- February 18, 2021
- Posted in NEWS
Chinese company, Tutu, will invest US$80 million in building a coke oven battery in Hwange as it targets export markets for coke products, it’s director Mr David Zou said yesterday.
Tutu is a member of a group of Chinese companies, which also includes Chilota Collieries already mining fossil fuel in Hwange.
Chilota produces coal for Hwange thermal power station. The coke ovens, with annual capacity of 300 000 tonnes, was initially scheduled to be completed last year but was delayed due to Covid-19 pandemic, Mr Zou said.
“We are now targeting to bring the plant online next year,” Mr Zou told The Herald Finance & Business in an interview.
“The coke ovens processes coking coal, which is smelted into coke.
Coke, whose by-products include crude tar, benzol and coke oven gas, is a critical component in the ferrochrome and stainless steel production and has high export demand.
Mr Zou said the company would soon open a coking coal mine and the equipment was already at port Beira in Mozambique.

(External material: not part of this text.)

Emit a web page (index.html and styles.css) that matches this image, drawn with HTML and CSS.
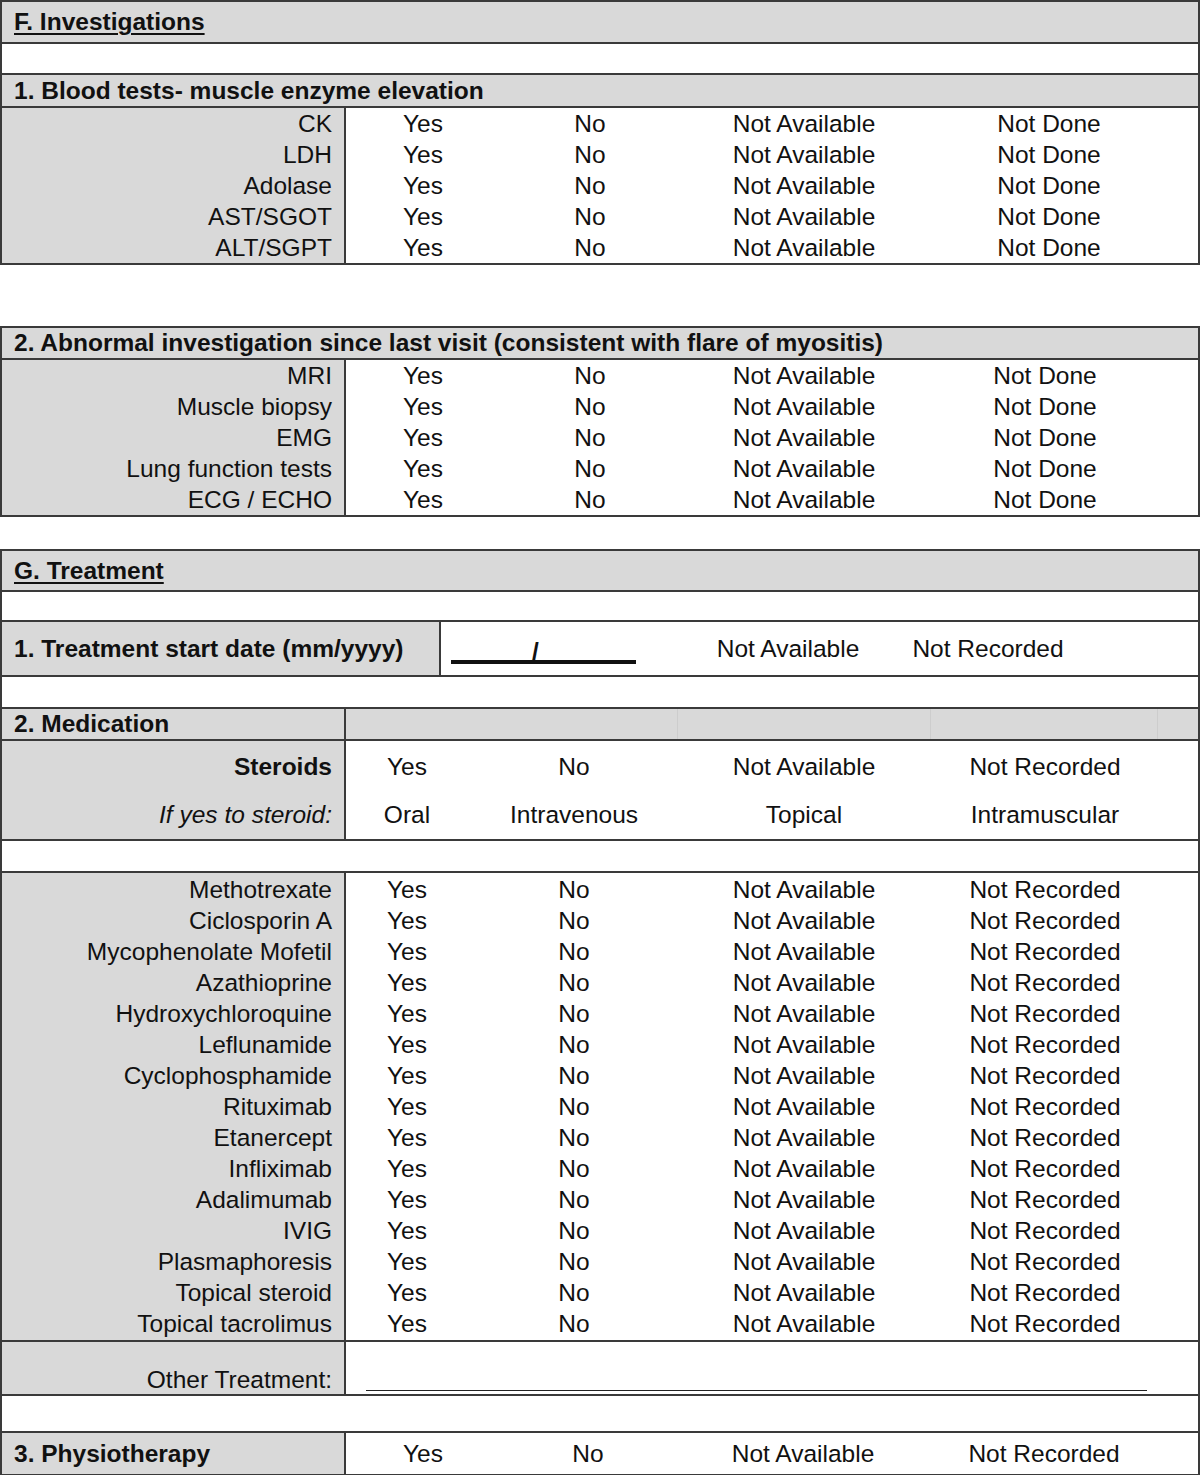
FILE: index.html
```html
<!DOCTYPE html>
<html lang="en">
<head>
<meta charset="utf-8">
<title>Investigations and Treatment</title>
<link rel="stylesheet" href="styles.css">
</head>
<body>
<div class="page">

  <section class="box box-f">
    <div class="row head"><span class="title">F. Investigations</span></div>
    <div class="row blank b1"></div>
    <div class="row sub">1. Blood tests- muscle enzyme elevation</div>
    <div class="opts">
      <div class="labels">
        <div class="ln">CK</div>
        <div class="ln">LDH</div>
        <div class="ln">Adolase</div>
        <div class="ln">AST/SGOT</div>
        <div class="ln">ALT/SGPT</div>
      </div>
      <div class="vals cols-a">
        <div>Yes</div><div>No</div><div>Not Available</div><div>Not Done</div>
        <div>Yes</div><div>No</div><div>Not Available</div><div>Not Done</div>
        <div>Yes</div><div>No</div><div>Not Available</div><div>Not Done</div>
        <div>Yes</div><div>No</div><div>Not Available</div><div>Not Done</div>
        <div>Yes</div><div>No</div><div>Not Available</div><div>Not Done</div>
      </div>
    </div>
  </section>

  <section class="box box-f2">
    <div class="row sub sub2">2. Abnormal investigation since last visit (consistent with flare of myositis)</div>
    <div class="opts">
      <div class="labels">
        <div class="ln">MRI</div>
        <div class="ln">Muscle biopsy</div>
        <div class="ln">EMG</div>
        <div class="ln">Lung function tests</div>
        <div class="ln">ECG / ECHO</div>
      </div>
      <div class="vals cols-b">
        <div>Yes</div><div>No</div><div>Not Available</div><div>Not Done</div>
        <div>Yes</div><div>No</div><div>Not Available</div><div>Not Done</div>
        <div>Yes</div><div>No</div><div>Not Available</div><div>Not Done</div>
        <div>Yes</div><div>No</div><div>Not Available</div><div>Not Done</div>
        <div>Yes</div><div>No</div><div>Not Available</div><div>Not Done</div>
      </div>
    </div>
  </section>

  <section class="box box-g">
    <div class="row head head-g"><span class="title">G. Treatment</span></div>
    <div class="row blank b2"></div>
    <div class="row split date-row">
      <div class="cell-label wide">1. Treatment start date (mm/yyyy)</div>
      <div class="date-vals">
        <span class="date-field"><span class="slash">/</span></span>
        <span class="dv dv1">Not Available</span>
        <span class="dv dv2">Not Recorded</span>
      </div>
    </div>
    <div class="row blank b3"></div>
    <div class="row split med-head">
      <div class="cell-label bold-left">2. Medication</div>
      <div class="med-head-cells">
        <div></div><div></div><div></div><div></div>
      </div>
    </div>
    <div class="row split steroid-row">
      <div class="labels steroid-labels">
        <div class="sl strong">Steroids</div>
        <div class="sl ital">If yes to steroid:</div>
      </div>
      <div class="vals cols-m steroid-vals">
        <div>Yes</div><div>No</div><div>Not Available</div><div>Not Recorded</div>
        <div>Oral</div><div>Intravenous</div><div>Topical</div><div>Intramuscular</div>
      </div>
    </div>
    <div class="row blank b4"></div>
    <div class="row opts med-list">
      <div class="labels">
        <div class="ln">Methotrexate</div>
        <div class="ln">Ciclosporin A</div>
        <div class="ln">Mycophenolate Mofetil</div>
        <div class="ln">Azathioprine</div>
        <div class="ln">Hydroxychloroquine</div>
        <div class="ln">Leflunamide</div>
        <div class="ln">Cyclophosphamide</div>
        <div class="ln">Rituximab</div>
        <div class="ln">Etanercept</div>
        <div class="ln">Infliximab</div>
        <div class="ln">Adalimumab</div>
        <div class="ln">IVIG</div>
        <div class="ln">Plasmaphoresis</div>
        <div class="ln">Topical steroid</div>
        <div class="ln">Topical tacrolimus</div>
      </div>
      <div class="vals cols-m">
        <div>Yes</div><div>No</div><div>Not Available</div><div>Not Recorded</div>
        <div>Yes</div><div>No</div><div>Not Available</div><div>Not Recorded</div>
        <div>Yes</div><div>No</div><div>Not Available</div><div>Not Recorded</div>
        <div>Yes</div><div>No</div><div>Not Available</div><div>Not Recorded</div>
        <div>Yes</div><div>No</div><div>Not Available</div><div>Not Recorded</div>
        <div>Yes</div><div>No</div><div>Not Available</div><div>Not Recorded</div>
        <div>Yes</div><div>No</div><div>Not Available</div><div>Not Recorded</div>
        <div>Yes</div><div>No</div><div>Not Available</div><div>Not Recorded</div>
        <div>Yes</div><div>No</div><div>Not Available</div><div>Not Recorded</div>
        <div>Yes</div><div>No</div><div>Not Available</div><div>Not Recorded</div>
        <div>Yes</div><div>No</div><div>Not Available</div><div>Not Recorded</div>
        <div>Yes</div><div>No</div><div>Not Available</div><div>Not Recorded</div>
        <div>Yes</div><div>No</div><div>Not Available</div><div>Not Recorded</div>
        <div>Yes</div><div>No</div><div>Not Available</div><div>Not Recorded</div>
        <div>Yes</div><div>No</div><div>Not Available</div><div>Not Recorded</div>
      </div>
    </div>
    <div class="row split other-row">
      <div class="cell-label other-label">Other Treatment:</div>
      <div class="other-field"><span class="other-line"></span></div>
    </div>
    <div class="row blank b5"></div>
    <div class="row split physio-row">
      <div class="cell-label bold-left">3. Physiotherapy</div>
      <div class="vals cols-p">
        <div>Yes</div><div>No</div><div>Not Available</div><div>Not Recorded</div>
      </div>
    </div>
  </section>

</div>
</body>
</html>
```

FILE: styles.css
```css
html, body {
  margin: 0;
  padding: 0;
  background: #ffffff;
}

body {
  font-family: "Liberation Sans", Arial, Helvetica, sans-serif;
  font-size: 24.5px;
  color: #111111;
}

.page {
  width: 1200px;
  display: flex;
  flex-direction: column;
}

.box {
  border: 2px solid #3a3a3a;
  box-sizing: border-box;
  width: 1200px;
  display: flex;
  flex-direction: column;
}

.box-f2 { margin-top: 61px; }
.box-g { margin-top: 32px; }

.row {
  border-bottom: 2px solid #3a3a3a;
  box-sizing: content-box;
}
.row:last-child { border-bottom: none; }

.head {
  background: #d9d9d9;
  height: 40px;
  display: flex;
  align-items: center;
  padding-left: 12px;
}
.head-g { height: 39px; }

.title {
  font-weight: bold;
  text-decoration: underline;
  text-decoration-thickness: 2px;
  text-underline-offset: 3px;
}

.blank { background: #ffffff; }
.b1 { height: 29px; }
.b2 { height: 28px; }
.b3 { height: 30px; }
.b4 { height: 30px; }
.b5 { height: 35px; }

.sub {
  background: #d9d9d9;
  height: 31px;
  line-height: 31px;
  font-weight: bold;
  padding-left: 12px;
}
.sub2 { height: 30px; line-height: 30px; }

.opts {
  display: flex;
}

.labels {
  width: 344px;
  flex: none;
  box-sizing: border-box;
  background: #d9d9d9;
  border-right: 2px solid #3a3a3a;
  text-align: right;
  padding-right: 12px;
}

.ln {
  height: 31px;
  line-height: 31px;
  white-space: nowrap;
}

.vals {
  display: grid;
  grid-auto-rows: 31px;
  line-height: 31px;
  text-align: center;
  white-space: nowrap;
}

.cols-a { grid-template-columns: 154px 180px 248px 242px; }
.cols-b { grid-template-columns: 154px 180px 248px 234px; }
.cols-m { grid-template-columns: 122px 212px 248px 234px; }
.cols-p { grid-template-columns: 154px 176px 254px 228px; }

.med-list .labels,
.med-list .vals { padding-top: 1px; padding-bottom: 1px; }

.split {
  display: flex;
}

.cell-label {
  width: 344px;
  flex: none;
  box-sizing: border-box;
  background: #d9d9d9;
  border-right: 2px solid #3a3a3a;
}

.wide { width: 439px; }

.date-row {
  height: 53px;
}
.date-row .cell-label {
  font-weight: bold;
  display: flex;
  align-items: center;
  padding-left: 12px;
}

.date-vals {
  display: flex;
  align-items: center;
  padding-left: 10px;
}

.date-field {
  display: block;
  width: 185px;
  height: 21px;
  border-bottom: 4px solid #111111;
  margin-top: 6px;
  box-sizing: content-box;
  font-weight: bold;
  line-height: 21px;
}
.slash {
  display: block;
  padding-left: 81px;
  line-height: 26px;
}

.dv {
  display: block;
  text-align: center;
  white-space: nowrap;
}
.dv1 { width: 200px; margin-left: 52px; }
.dv2 { width: 200px; }

.med-head {
  height: 30px;
  background: #d9d9d9;
}
.bold-left {
  font-weight: bold;
  padding-left: 12px;
  display: flex;
  align-items: center;
}
.med-head-cells {
  flex: 1;
  display: grid;
  grid-template-columns: 332px 253px 227px 1fr;
}
.med-head-cells > div {
  border-right: 1px solid #cdcdcd;
}
.med-head-cells > div:last-child { border-right: none; }

.steroid-row {
  height: 98px;
}
.steroid-labels {
  padding-top: 2px;
}
.sl {
  height: 48px;
  line-height: 48px;
}
.strong { font-weight: bold; }
.ital { font-style: italic; }
.steroid-vals {
  grid-auto-rows: 48px;
  line-height: 48px;
  padding-top: 2px;
}

.other-row {
  height: 52px;
}
.other-label {
  text-align: right;
  padding-right: 12px;
  display: flex;
  align-items: flex-end;
  justify-content: flex-end;
  line-height: 28px;
  padding-bottom: 0;
}
.other-field {
  flex: 1;
  display: flex;
  align-items: flex-end;
  padding-left: 20px;
  padding-bottom: 3px;
}
.other-line {
  display: block;
  width: 781px;
  border-bottom: 1.5px solid #222222;
}

.physio-row {
  height: 41px;
}
.physio-row .cell-label {
  height: 41px;
}
.cols-p {
  grid-auto-rows: 41px;
  line-height: 41px;
}
```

“For our coke products, we are targeting local market as well as South Africa, Zambia and the Democratic Republic of Congo.
“Hwange Colliery Company, in which Government has a stake used to export to copper smelters in Zambia and the DRC but stopped after it decommissioned its coke ovens in 2014 after they became too expensive to operate.
Hwange Collieries needed about US$50 million to rebuild the plant, almost equal investment needed for a new project.
Zimbabwe has been pushing for beneficiation of minerals to boost revenues, encourage formation of new businesses and create jobs.
The advantage of beneficiation is derived from the multiplier effect created by a broader scope of manufacturing and industry capacity.